Issues between KM and BI

One of the key issues around Knowledge Management and Business Intelligence is the point at which information is recognised for its knowledge worth. By this we mean at what stage in the process of converting information to intelligence and knowledge does the analyst or manager of that knowledge perceive its value to the organisation? While we may not be able to actually pinpoint the exact stage in the conversion process, what is evident however, is the need for the analyst or knowledge manager to command an in-depth understanding of the strategic objectives or direction of the organisation. This principle of Knowledge Management and Business Intelligence reinforces the need to understand the relationship between producers and consumers of intelligence and knowledge. It emphasises the significance of the producer-consumer relationship and the necessity for an appropriate business mechanism to manage and sustain the linkage and communication between them.

Key Success of the both

 The key to the success of both intelligence and knowledge within the business environment and in terms of deriving value therefrom is dependent upon the following criteria:

  1. The recognition by the content owner of the relevant association between the knowledge or the intelligence information and the strategic objectives of the organisation
  2. The degree of understanding where that knowledge or intelligence information can be applied towards achieving an advantage.

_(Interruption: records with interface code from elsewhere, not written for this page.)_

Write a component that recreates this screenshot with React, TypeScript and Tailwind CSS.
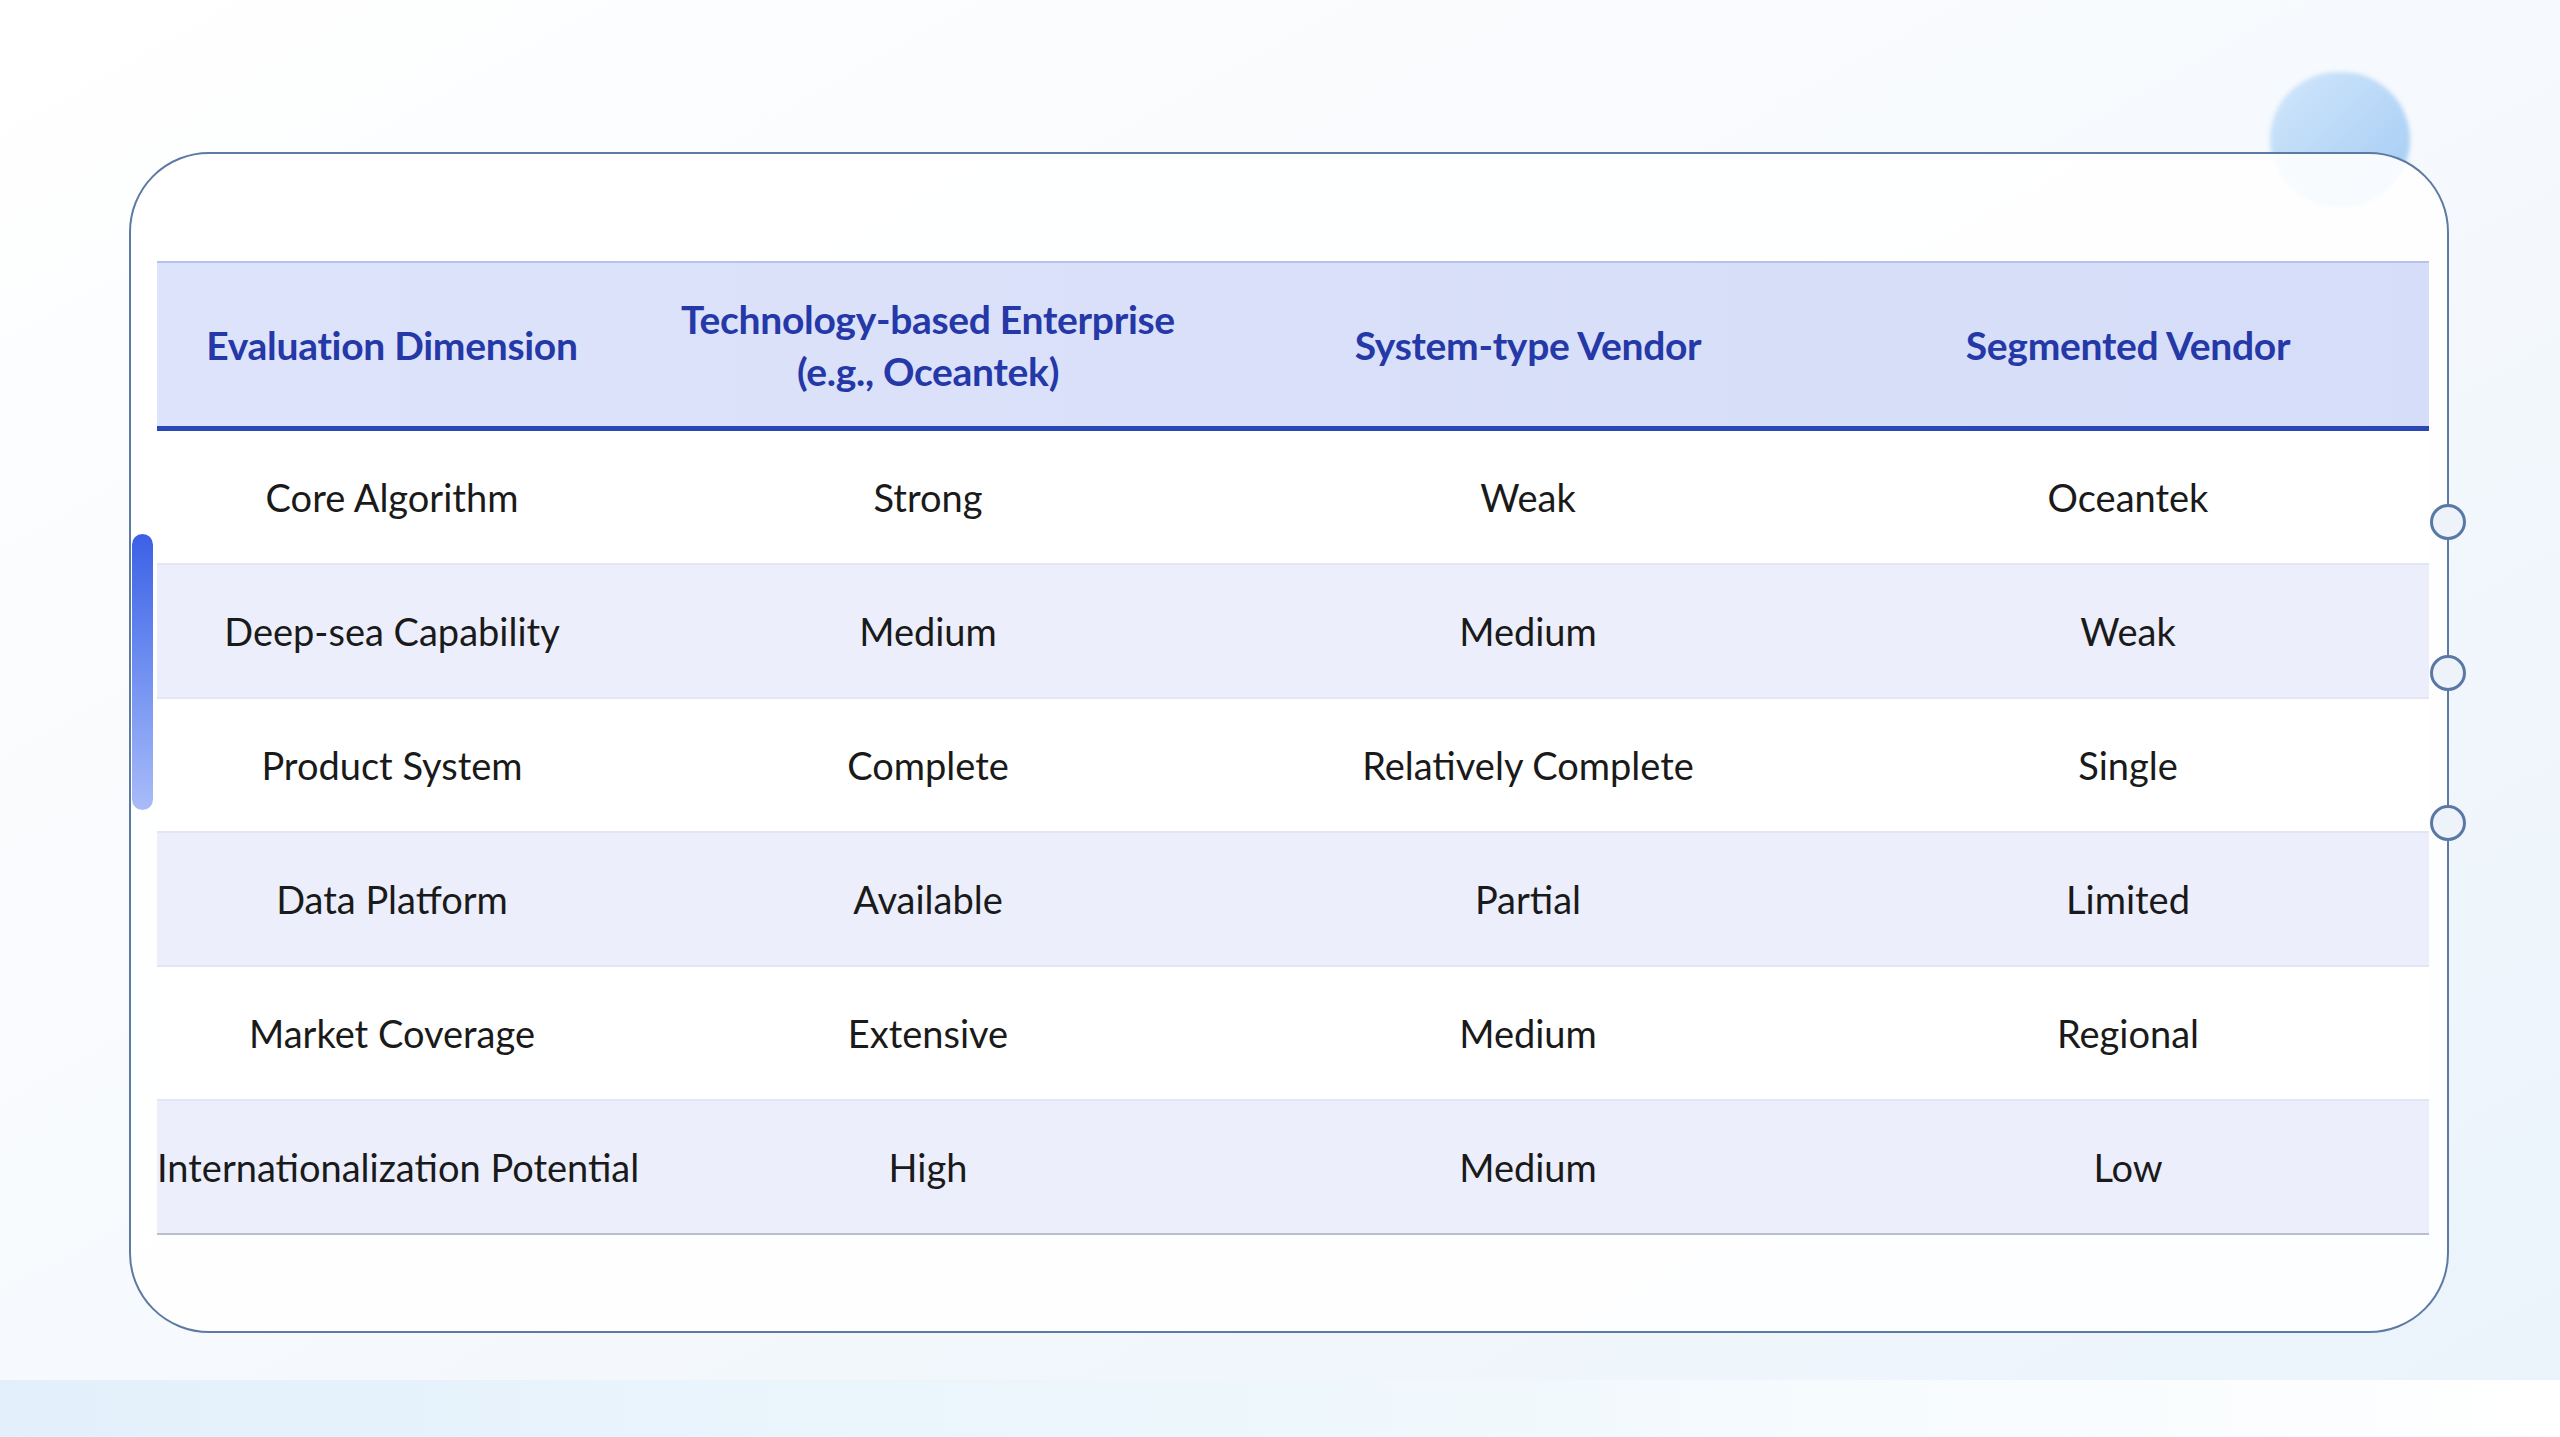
export default function App() {
  const rows = [
    ["Core Algorithm", "Strong", "Weak", "Oceantek"],
    ["Deep-sea Capability", "Medium", "Medium", "Weak"],
    ["Product System", "Complete", "Relatively Complete", "Single"],
    ["Data Platform", "Available", "Partial", "Limited"],
    ["Market Coverage", "Extensive", "Medium", "Regional"],
    ["Internationalization Potential", "High", "Medium", "Low"],
  ];
  const cols = "grid grid-cols-[470px_602px_598px_1fr]";
  return (
    <div className="relative w-[2560px] h-[1437px] overflow-hidden bg-gradient-to-br from-[#ffffff] via-[#f6f9fd] to-[#eaf3fb]" style={{ fontFamily: 'Lato, "Noto Sans", sans-serif' }}>
      <div className="absolute left-0 right-0 top-[1380px] h-[57px] bg-gradient-to-r from-[#e3f0fb] via-[#eef7fc] to-[#ffffff]" />
      <div className="absolute left-[2270px] top-[72px] w-[140px] h-[135px] rounded-full bg-gradient-to-br from-[#c9e2fb] to-[#8ec0f2] opacity-80 blur-[2px]" />
      <div className="absolute left-[129px] top-[152px] w-[2320px] h-[1181px] rounded-[80px] border-2 border-[#5d7aa3] bg-white/90 pt-[107px] pl-[26px] pr-[20px]">
        <div className="w-[2272px]">
          <div className={`${cols} h-[170px] items-center bg-gradient-to-r from-[#dde3fa] to-[#d6ddf8] border-t-2 border-[#b7c2ec] border-b-[5px] border-b-[#2a47b6] text-[#2538a8] font-bold text-[39px] leading-[52px] text-center whitespace-nowrap`}>
            <div className="tracking-[-0.3px]">Evaluation Dimension</div>
            <div className="tracking-[-0.3px]">Technology-based Enterprise<br />(e.g., Oceantek)</div>
            <div className="tracking-[-0.3px]">System-type Vendor</div>
            <div className="tracking-[-0.3px]">Segmented Vendor</div>
          </div>
          {rows.map((r, i) => (
            <div key={i} className={`${cols} h-[134px] items-center text-center text-[38px] text-[#1a1a1a] whitespace-nowrap ${i % 2 === 1 ? "bg-[#eceffb]" : "bg-white"} border-b-2 ${i === 5 ? "border-[#b9bfd0]" : "border-[#e3e6f2]"}`}>
              {r.map((c, j) => <div key={j}>{c}</div>)}
            </div>
          ))}
        </div>
      </div>
      <div className="absolute left-[132px] top-[534px] w-[21px] h-[276px] rounded-full bg-gradient-to-b from-[#3d5fe6] to-[#a9bcf8]" />
      {[522, 673, 823].map((t) => (
        <div key={t} className="absolute left-[2430px] w-[36px] h-[36px] rounded-full border-[3px] border-[#5a78a6] bg-[#eef3f9]" style={{ top: t - 18 }} />
      ))}
    </div>
  );
}
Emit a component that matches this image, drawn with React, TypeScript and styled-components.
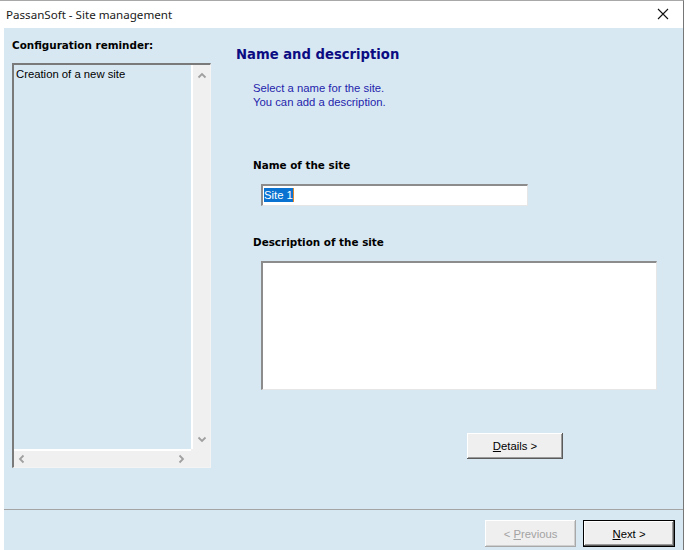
import React from "react";
import styled, { createGlobalStyle } from "styled-components";

const GlobalStyle = createGlobalStyle`
  html, body {
    margin: 0;
    padding: 0;
    background: #ffffff;
  }
  body {
    font-family: "Liberation Sans", Arial, sans-serif;
    font-size: 11.3px;
  }
`;

const Window = styled.div`
  box-sizing: border-box;
  width: 684px;
  height: 550px;
  border-top: 1px solid #a8a8a8;
  border-right: 1px solid #767676;
  background: #ffffff;
  display: flex;
  flex-direction: column;
  overflow: hidden;
`;

const TitleBar = styled.div`
  height: 27px;
  flex: none;
  display: flex;
  align-items: center;
  justify-content: space-between;
  padding: 0 14px 0 6px;
  font-family: "Noto Sans", "Open Sans", sans-serif;
  font-size: 11.6px;
  color: #1a1a1a;
`;

const CloseIcon = styled.svg`
  width: 12px;
  height: 12px;
  margin-top: -2px;
`;

const Client = styled.div`
  flex: 1;
  margin-left: 4px;
  background: #d8e8f2;
  display: flex;
  flex-direction: column;
`;

const Main = styled.div`
  height: 481px;
  display: flex;
  padding-left: 8px;
`;

const LeftColumn = styled.div`
  width: 199px;
  padding-top: 10px;
  display: flex;
  flex-direction: column;
`;

const BoldLabel = styled.div<{ $indent?: number; $top?: number }>`
  font-family: "DejaVu Sans", Verdana, sans-serif;
  font-weight: bold;
  font-size: 10.4px;
  line-height: 14px;
  color: #000000;
  margin-left: ${(p) => p.$indent ?? 0}px;
  margin-top: ${(p) => p.$top ?? 0}px;
`;

const ListBox = styled.div`
  box-sizing: border-box;
  margin-top: 11px;
  width: 199px;
  height: 405px;
  border-top: 2px solid #7a7a7a;
  border-left: 2px solid #7a7a7a;
  border-right: 1px solid #f4f4f4;
  border-bottom: 1px solid #f4f4f4;
  display: grid;
  grid-template-columns: 1fr 19px;
  grid-template-rows: 1fr 18px;
`;

const ListContent = styled.div`
  padding: 2px 0 0 2px;
  line-height: 14px;
  color: #000;
  font-size: 11.3px;
`;

const ScrollTrack = styled.div<{ $vertical?: boolean }>`
  background: #f0f0f0;
  display: flex;
  flex-direction: ${(p) => (p.$vertical ? "column" : "row")};
  justify-content: space-between;
  align-items: center;
  padding: ${(p) => (p.$vertical ? "6px 0 5px 0" : "0 5px 0 3px")};
  border-left: ${(p) => (p.$vertical ? "2px solid #ffffff" : "none")};
  border-top: ${(p) => (p.$vertical ? "none" : "2px solid #ffffff")};
`;

const Corner = styled.div`
  background: #f0f0f0;
`;

const Arrow = styled.svg`
  width: 10px;
  height: 10px;
`;

const RightColumn = styled.div`
  margin-left: 25px;
  padding-top: 19px;
  display: flex;
  flex-direction: column;
`;

const Heading = styled.div`
  font-family: "DejaVu Sans", Verdana, sans-serif;
  font-weight: bold;
  font-size: 13.2px;
  line-height: 16px;
  color: #0c0c82;
`;

const Hint = styled.div`
  margin: 18px 0 0 17px;
  line-height: 14px;
  color: #2424ac;
`;

const TextField = styled.div<{ $w: number; $h: number; $top: number }>`
  box-sizing: border-box;
  width: ${(p) => p.$w}px;
  height: ${(p) => p.$h}px;
  margin: ${(p) => p.$top}px 0 0 25px;
  background: #ffffff;
  border-top: 2px solid #8c8c8c;
  border-left: 2px solid #8c8c8c;
  border-right: 1px solid #e6e6e6;
  border-bottom: 1px solid #e6e6e6;
  padding: 2px 0 0 1px;
  line-height: 14px;
`;

const Selected = styled.span`
  background: #0a72d0;
  color: #ffffff;
  padding: 1px 0;
  border-right: 1px solid #e08a30;
`;

const ButtonRow = styled.div`
  display: flex;
  justify-content: flex-end;
  gap: 7px;
`;

const Button = styled.button<{ $default?: boolean; $disabled?: boolean }>`
  box-sizing: border-box;
  width: ${(p) => (p.$default ? 92 : 91)}px;
  height: 27px;
  padding: 0;
  font-family: "Liberation Sans", Arial, sans-serif;
  font-size: 11.3px;
  background: #efefef;
  color: ${(p) => (p.$disabled ? "#a3a3a3" : "#000000")};
  border: ${(p) => (p.$default ? "1px solid #000000" : "none")};
  box-shadow: ${(p) =>
    p.$disabled
      ? "inset -1px -1px #a8a8a8, inset 1px 1px #ffffff, inset -2px -2px #cfcfcf"
      : "inset -1px -1px #5a5a5a, inset 1px 1px #ffffff, inset -2px -2px #9a9a9a"};
`;

const DetailsButton = styled(Button)`
  width: 96px;
  height: 26px;
  margin: 43px 0 0 231px;
`;

const Footer = styled.div`
  flex: 1;
  border-top: 1px solid #a4a4a4;
  padding: 10px 8px 0 0;
`;

const Chevron = ({ rot }: { rot: number }) => (
  <Arrow viewBox="0 0 10 10">
    <polyline
      points="1.5,6.5 5,3 8.5,6.5"
      fill="none"
      stroke="#a0a0a0"
      strokeWidth="1.8"
      transform={`rotate(${rot} 5 5)`}
    />
  </Arrow>
);

const App: React.FC = () => {
  return (
    <>
      <GlobalStyle />
      <Window>
        <TitleBar>
          <span>PassanSoft - Site management</span>
          <CloseIcon viewBox="0 0 12 12">
            <path d="M1 1 L11 11 M11 1 L1 11" stroke="#111" strokeWidth="1.1" />
          </CloseIcon>
        </TitleBar>
        <Client>
          <Main>
            <LeftColumn>
              <BoldLabel>Configuration reminder:</BoldLabel>
              <ListBox>
                <ListContent>Creation of a new site</ListContent>
                <ScrollTrack $vertical>
                  <Chevron rot={0} />
                  <Chevron rot={180} />
                </ScrollTrack>
                <ScrollTrack>
                  <Chevron rot={-90} />
                  <Chevron rot={90} />
                </ScrollTrack>
                <Corner />
              </ListBox>
            </LeftColumn>
            <RightColumn>
              <Heading>Name and description</Heading>
              <Hint>
                Select a name for the site.
                <br />
                You can add a description.
              </Hint>
              <BoldLabel $indent={17} $top={49}>
                Name of the site
              </BoldLabel>
              <TextField $w={267} $h={22} $top={12}>
                <Selected>Site 1</Selected>
              </TextField>
              <BoldLabel $indent={17} $top={29}>
                Description of the site
              </BoldLabel>
              <TextField $w={396} $h={129} $top={12} />
              <DetailsButton>
                <u>D</u>etails &gt;
              </DetailsButton>
            </RightColumn>
          </Main>
          <Footer>
            <ButtonRow>
              <Button $disabled>
                &lt; <u>P</u>revious
              </Button>
              <Button $default>
                <u>N</u>ext &gt;
              </Button>
            </ButtonRow>
          </Footer>
        </Client>
      </Window>
    </>
  );
};

export default App;
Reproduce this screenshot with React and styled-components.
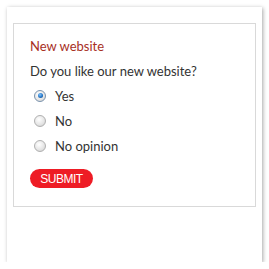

To date one of Knowledge Management’s biggest challenges is to identify a process or methodology whereby the owners of information are able to apply associations of value to that information and convert information to knowledge and ultimately intellectual capital. One approach is to introduce a process within the organisation’s Project Management discipline whereby project managers, using a template, capture key learnings at the end of all completed projects. A sort of After Action Review (AAR) process. This knowledge then contributes towards the capture and use of ‘best practices’ and replication – a process that can help organisations shorten learning curves and reduce costs through leveraging previously invested resources, time and money. Without the above criteria, the whole exercise becomes nothing more than organising information. The Holy Grail of Knowledge Management therefore is to apply knowledge towards gaining a competitive advantage. In todays highly competitive environment it is the time to market that an organisation takes between innovation and product or service maturity that will enable it to gain an advantage.